I know so many people want me to hand them a recipe for everything. And I promise, at the end of this post, I will. But believe me when I say that once you get the basics down, feel free to change it up as much as you like. There really isn't a veggie you can't put it in it. If you have veggies you want to use up, they'll only add more flavor to the stock. Stock starts with the basic mirepoix (onion, carrots & celery), but the possibilities really are endless.

And I want to present a challenge to each of you. Whether you follow my recipe or someone else's.....make you some stock. Or, fine, take the easy road and go buy yourself some from the store. But have some really good stock on hand. And have yourself a cooked chicken on hand too (a rotisserie chicken from the grocery store will work if you choose not to make my stock). Know why? Because my next few blog posts will be a series on what to do with your yummy homemade (yes, I'm still encouraging you to make you own!) stock. Like -- my enchiladas from the other night. You know that ancho-chile enchilada sauce so many of you have asked me for the recipe? And how does chicken & dumplings sound? Maybe some yummy soups? Many of those recipes I've talked about on facebook that so many of you have asked me for, but I just never got around to typing it out ----- they'll be showing up shortly.

Basic Chicken Stock

1 whole chicken, rinsed
1 large onion, peeled & quartered
4 carrots, cut into 2 inch pieces
4 celery stalks, cut into 2 inch pieces
1 whole bulb of garlic, cloves peeled and smashed
10-12 peppercorns
2 bay leaves
1 tsp of dried thyme
water (amount will vary)

Place all ingredients in a large stock pot or dutch oven. Add enough water to completely cover the chicken & veggies. Bring to a boil on medium-high heat. Turn the heat down to low, and keep at a simmer. Use a stainer to skim the "scum" that rises to the top every 10 minutes or so for the first hour. Cover the pot. Add water as necessary to keep the chicken and veggies covered. Skim any additional scum. Let cook another 2-3 hours.

Strain stock through a mesh strainer into another container. I usually use large tupperware bowls & containers and put the lids on after they are full. Put in fridge overnight. Remove the solidified fat from the surface. Can be stored in the fridge for a couple days or frozen for up to 3 months.

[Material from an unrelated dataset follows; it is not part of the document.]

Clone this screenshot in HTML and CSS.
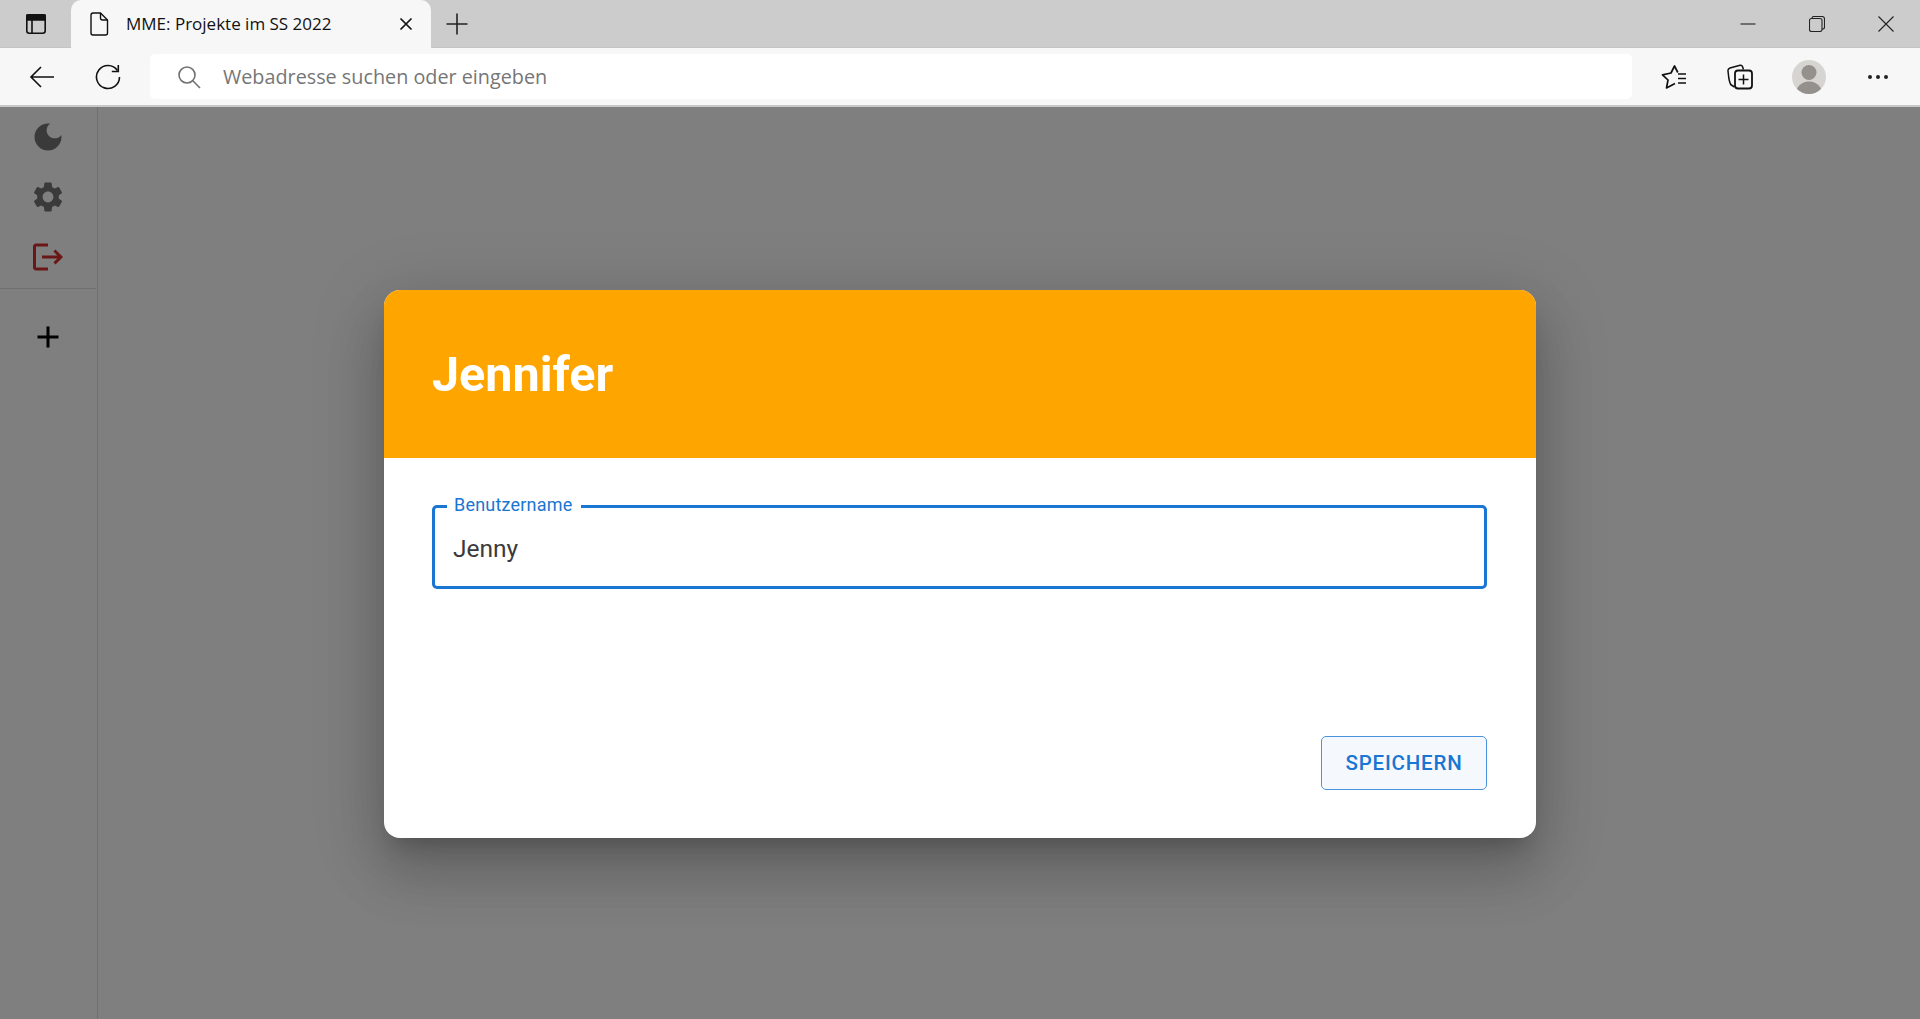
FILE: index.html
```html
<!DOCTYPE html>
<html lang="de">

<head>
    <meta charset="UTF-8">
    <title>MME: Projekte im SS 2022</title>
    <link rel="stylesheet" href="styles.css">
</head>

<body>
    <div class="tabstrip">
        <div class="tabs-btn">
            <svg width="24" height="24" viewBox="0 0 24 24" fill="none" stroke="#111" stroke-width="1.6">
                <rect x="2.8" y="2.8" width="18.4" height="18.4" rx="2.5"/>
                <path d="M3 3h18v5H3z" fill="#111"/>
                <path d="M8 8v13"/>
            </svg>
        </div>
        <div class="tab">
            <svg class="tab-icon" width="20" height="24" viewBox="0 0 20 24" fill="none" stroke="#111" stroke-width="1.4">
                <path d="M2 3.2c0-1.2.8-2.2 2-2.2h7.5L18.5 8v13c0 1.200-.8 2-2 2H4c-1.200 0-2-.8-2-2z"/>
                <path d="M11.500 1v5c0 1.200.8 2 2 2h5"/>
            </svg>
            <span class="tab-title">MME: Projekte im SS 2022</span>
            <svg class="tab-close" width="14" height="14" viewBox="0 0 14 14" stroke="#111" stroke-width="1.700">
                <path d="M1.500 1.500l11 11M12.500 1.500l-11 11"/>
            </svg>
        </div>
        <div class="newtab">
            <svg width="22" height="22" viewBox="0 0 22 22" stroke="#222" stroke-width="1.600">
                <path d="M11 0.500v21M0.500 11h21"/>
            </svg>
        </div>
        <div class="winctrls">
            <div class="winctrl">
                <svg width="16" height="16" viewBox="0 0 16 16" stroke="#222" stroke-width="1.100"><path d="M0.500 8h15"/></svg>
            </div>
            <div class="winctrl">
                <svg width="16" height="16" viewBox="0 0 16 16" fill="none" stroke="#222" stroke-width="1.100">
                    <rect x="0.500" y="2.500" width="12.500" height="13" rx="2"/>
                    <path d="M3 2.500c0-1.200.6-2 1.800-2h8.200c1.500 0 2.500 1 2.500 2.500v8.500c0 1-.6 1.600-2.500 1.800"/>
                </svg>
            </div>
            <div class="winctrl">
                <svg width="16" height="16" viewBox="0 0 16 16" stroke="#222" stroke-width="1.100"><path d="M0.500 0.500l15 15M15.500 0.500l-15 15"/></svg>
            </div>
        </div>
    </div>

    <div class="toolbar">
        <div class="toolbtn">
            <svg width="26" height="24" viewBox="0 0 26 24" fill="none" stroke="#111" stroke-width="1.600">
                <path d="M25 12H2M12 2L2 12l10 10"/>
            </svg>
        </div>
        <div class="toolbtn">
            <svg width="26" height="26" viewBox="0 0 26 26" fill="none" stroke="#111" stroke-width="1.600">
                <path d="M22.500 6.500A11.500 11.500 0 1 0 24.500 13"/>
                <path d="M23.300 1v6.500h-6.500"/>
            </svg>
        </div>
        <div class="addressbar">
            <svg class="search-icon" width="24" height="24" viewBox="0 0 24 24" fill="none" stroke="#707070" stroke-width="1.600">
                <circle cx="10" cy="10" r="8"/>
                <path d="M15.800 15.800L23 23"/>
            </svg>
            <span class="address-text">Webadresse suchen oder eingeben</span>
        </div>
        <div class="toolbtn">
            <svg width="26" height="26" viewBox="0 0 26 26" fill="none" stroke="#111" stroke-width="1.700" stroke-linejoin="round">
                <path d="M16.800 8.500L13.500 2 10 9 1.500 10.800 7 16l-1.500 8 8.500-4.500"/>
                <path d="M17 10h8M17 14.500h8M17 19h8"/>
            </svg>
        </div>
        <div class="toolbtn">
            <svg width="26" height="26" viewBox="0 0 26 26" fill="none" stroke="#111" stroke-width="1.500">
                <path d="M7.500 23L4.300 21c-1-.6-1.500-1.600-2.500-7L1 7c-.2-1.500.6-2.600 2-3L13 1.300c1.400-.2 2.300.5 2.700 1.700l.7 2.500"/>
                <rect x="8" y="6.500" width="17" height="18" rx="3" stroke-width="1.800"/>
                <path d="M16.500 10.500v10M11.500 15.500h10"/>
            </svg>
        </div>
        <div class="toolbtn avatar-btn">
            <svg width="34" height="34" viewBox="0 0 34 34">
                <circle cx="17" cy="17" r="17" fill="#d6d5d1"/>
                <circle cx="17" cy="12.500" r="7.500" fill="#94908b"/>
                <path d="M5 29c2-5 7-7.500 12-7.500s10 2.500 12 7.500c-3 3-7.500 5-12 5s-9-2-12-5z" fill="#94908b"/>
            </svg>
        </div>
        <div class="toolbtn">
            <svg width="22" height="6" viewBox="0 0 22 6" fill="#222">
                <circle cx="3" cy="3" r="2"/>
                <circle cx="11" cy="3" r="2"/>
                <circle cx="19" cy="3" r="2"/>
            </svg>
        </div>
    </div>

    <div class="page">
        <aside class="sidebar">
            <div class="side-group">
                <svg class="icon-grey" width="36" height="36" viewBox="0 0 24 24"><path d="M12 3c-4.970 0-9 4.030-9 9s4.030 9 9 9 9-4.030 9-9c0-.46-.04-.92-.1-1.360-.98 1.370-2.580 2.260-4.400 2.260-2.980 0-5.400-2.420-5.400-5.400 0-1.810.89-3.420 2.260-4.400-.44-.06-.9-.1-1.360-.1z"/></svg>
                <svg class="icon-grey" width="36" height="36" viewBox="0 0 24 24"><path d="M19.140 12.940c.04-.3.06-.61.06-.94 0-.32-.02-.64-.07-.94l2.030-1.580c.18-.14.23-.41.12-.61l-1.920-3.320c-.12-.22-.37-.29-.59-.22l-2.390.96c-.5-.38-1.030-.7-1.620-.94l-.36-2.540c-.04-.24-.24-.41-.48-.41h-3.840c-.24 0-.43.17-.47.41l-.36 2.540c-.59.24-1.130.57-1.620.94l-2.390-.96c-.22-.08-.47 0-.59.22L2.740 8.870c-.12.21-.08.47.12.61l2.030 1.580c-.05.3-.09.63-.09.94s.02.64.07.94l-2.030 1.580c-.18.14-.23.41-.12.61l1.920 3.320c.12.22.37.29.59.22l2.390-.96c.5.38 1.030.7 1.620.94l.36 2.540c.05.24.24.41.48.41h3.840c.24 0 .44-.17.47-.41l.36-2.540c.59-.24 1.130-.56 1.620-.94l2.390.96c.22.08.47 0 .59-.22l1.920-3.320c.12-.22.07-.47-.12-.61l-2.010-1.580zM12 15.600c-1.980 0-3.600-1.620-3.600-3.600s1.620-3.600 3.600-3.600 3.600 1.620 3.600 3.600-1.620 3.600-3.600 3.600z"/></svg>
                <svg class="icon-red" width="36" height="36" viewBox="0 0 24 24"><path d="M17 7l-1.410 1.410L18.170 11H8v2h10.170l-2.580 2.580L17 17l5-5zM4 5h8V3H4c-1.100 0-2 .9-2 2v14c0 1.100.9 2 2 2h8v-2H4V5z"/></svg>
            </div>
            <div class="side-group side-add">
                <svg width="36" height="36" viewBox="0 0 24 24"><path d="M19 13h-6v6h-2v-6H5v-2h6V5h2v6h6v2z"/></svg>
            </div>
        </aside>
        <main class="content"></main>

        <div class="backdrop">
            <div class="dialog">
                <header class="dialog-head">
                    <h1>Jennifer</h1>
                </header>
                <div class="dialog-body">
                    <div class="field">
                        <label class="field-label" for="benutzername">Benutzername</label>
                        <input class="field-input" id="benutzername" type="text" value="Jenny">
                    </div>
                    <div class="dialog-actions">
                        <button class="btn-save" type="button">SPEICHERN</button>
                    </div>
                </div>
            </div>
        </div>
    </div>
</body>

</html>
```

FILE: styles.css
```css
* {
    padding: 0;
    margin: 0;
    box-sizing: border-box;
}

html,
body {
    height: 100%;
    overflow: hidden;
}

body {
    display: flex;
    flex-direction: column;
    background-color: #fff;
    font-family: Roboto, sans-serif;
}

svg {
    display: block;
    flex-shrink: 0;
}

/* browser frame */
.tabstrip {
    display: flex;
    height: 48px;
    background-color: #cccccc;
    border-bottom: 1px solid #c4c4c4;
}

.tabs-btn {
    width: 71px;
    display: flex;
    align-items: center;
    justify-content: center;
}

.tab {
    width: 360px;
    height: 48px;
    display: flex;
    align-items: center;
    padding: 0 18px;
    background-color: #f7f7f7;
    border-radius: 10px 10px 0 0;
}

.tab-title {
    flex: 1;
    margin: 0 0 2px 17px;
    font-family: "Open Sans", sans-serif;
    font-size: 17px;
    color: #111;
    white-space: nowrap;
}

.newtab {
    width: 52px;
    display: flex;
    align-items: center;
    justify-content: center;
}

.winctrls {
    display: flex;
    margin-left: auto;
}

.winctrl {
    width: 69px;
    display: flex;
    align-items: center;
    justify-content: center;
}

.toolbar {
    display: flex;
    align-items: center;
    height: 59px;
    padding: 0 9px;
    background-color: #f7f7f7;
    border-bottom: 2px solid #c8c8c8;
}

.toolbtn {
    width: 66px;
    display: flex;
    align-items: center;
    justify-content: center;
}

.avatar-btn {
    width: 72px;
}

.addressbar {
    flex: 1;
    height: 45px;
    margin: 0 9px;
    display: flex;
    align-items: center;
    padding-left: 27px;
    background-color: #fff;
    border-radius: 5px;
}

.address-text {
    margin-left: 22px;
    font-family: "Open Sans", sans-serif;
    font-size: 19.8px;
    color: #767676;
}

/* app */
.page {
    flex: 1;
    display: flex;
    position: relative;
}

.sidebar {
    width: 98px;
    padding-right: 1px;
    border-right: 1px solid #e0e0e0;
}

.side-group {
    display: flex;
    flex-direction: column;
    align-items: center;
    gap: 24px;
    padding: 12px 0 13px;
    border-bottom: 1px solid #e0e0e0;
}

.side-add {
    padding-top: 30px;
    border-bottom: 0;
}

.icon-grey {
    fill: #757575;
}

.icon-red {
    fill: #d32f2f;
}

.content {
    flex: 1;
}

.backdrop {
    position: absolute;
    top: 0;
    right: 0;
    bottom: 0;
    left: 0;
    display: flex;
    align-items: center;
    justify-content: center;
    background-color: rgba(0, 0, 0, 0.5);
}

.dialog {
    width: 1152px;
    height: 548px;
    margin-top: 2px;
    display: flex;
    flex-direction: column;
    background-color: #fff;
    border-radius: 16px;
    overflow: hidden;
    box-shadow: 0 16px 22px -10px rgba(0, 0, 0, 0.2), 0 36px 56px 4px rgba(0, 0, 0, 0.14), 0 14px 68px 12px rgba(0, 0, 0, 0.12);
}

.dialog-head {
    height: 168px;
    display: flex;
    align-items: center;
    padding: 0 48px;
    background-color: #ffa500;
}

.dialog-head h1 {
    font-size: 48.5px;
    font-weight: 700;
    color: #fff;
}

.dialog-body {
    flex: 1;
    display: flex;
    flex-direction: column;
    justify-content: space-between;
    padding: 47px 49px 48px 48px;
}

.field {
    position: relative;
    height: 84px;
    border: 3px solid #1976d2;
    border-radius: 5px;
}

.field-label {
    position: absolute;
    top: -14px;
    left: 12px;
    padding: 0 9px 0 7px;
    background-color: #fff;
    font-size: 18px;
    letter-spacing: 0.2px;
    line-height: 21px;
    color: #1976d2;
}

.field-input {
    width: 100%;
    height: 100%;
    padding: 2px 18px 0;
    border: 0;
    outline: 0;
    background: transparent;
    font-family: Roboto, sans-serif;
    font-size: 24.5px;
    color: #3a3a3a;
}

.dialog-actions {
    display: flex;
    justify-content: flex-end;
}

.btn-save {
    width: 166px;
    height: 54px;
    border: 1px solid #4a94de;
    border-radius: 5px;
    background-color: #f5f9fd;
    font-family: Roboto, sans-serif;
    font-size: 20.5px;
    font-weight: 500;
    letter-spacing: 0.8px;
    color: #1976d2;
}
```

At this point in time I usually carefully measure the stock into freezer bags. I freeze it in 1 cup, 2 cup, and 4 cup portions. That way I have 1 cup if I just need it for a quick pan sauce, 2 cups for making rice, and 4 cups for a big pot of soup.

Let the chicken cool and remove the meat from the bones. You now have a bunch of cooked chicken ready for any recipe!

And other one of my "never waste anything" can save the veggies. I often take the carrots, celery, onions and garlic and put it in a freezer safe tupperware dish. These can be ran through the blender or food processor and added to your next spaghetti sauce, tomato soup, or any other recipe you desire. It's quick and easy flavor and hidden veggies!

And like I said, from there, the possibilities are endless. I often add bell pepper or leeks to my stock. Or anything else I may have on hand that I want to use up. And another trick I like to use for an even richer stock: next time you buy a rotisserie chicken at the store, freeze the carcass. You can use it AND your whole chicken in your pot of stock. All that rotisserie flavor makes your stock even better. And if you ever want to make stock but don't have a whole chicken on hand, you can follow the above recipe using just the carcass instead. Works like a charm.

So there you have it. A simply way to take a been-sitting-on-the-shelf-for-a-really-long-time pantry staple and turn it into a made-by-your-own-two-hands, fresh, healthy freezer staple that you can be proud to add to your next recipe.

And don't forget....stay tuned for several recipes to use up all that great stock!

1 comment:

  1. Homemade stock is so worth the trouble, and it's really no trouble at all! Another great addition to stock is parsnips, I never make it without them! I also don't peel my onion because the skin gives it a little bit more color.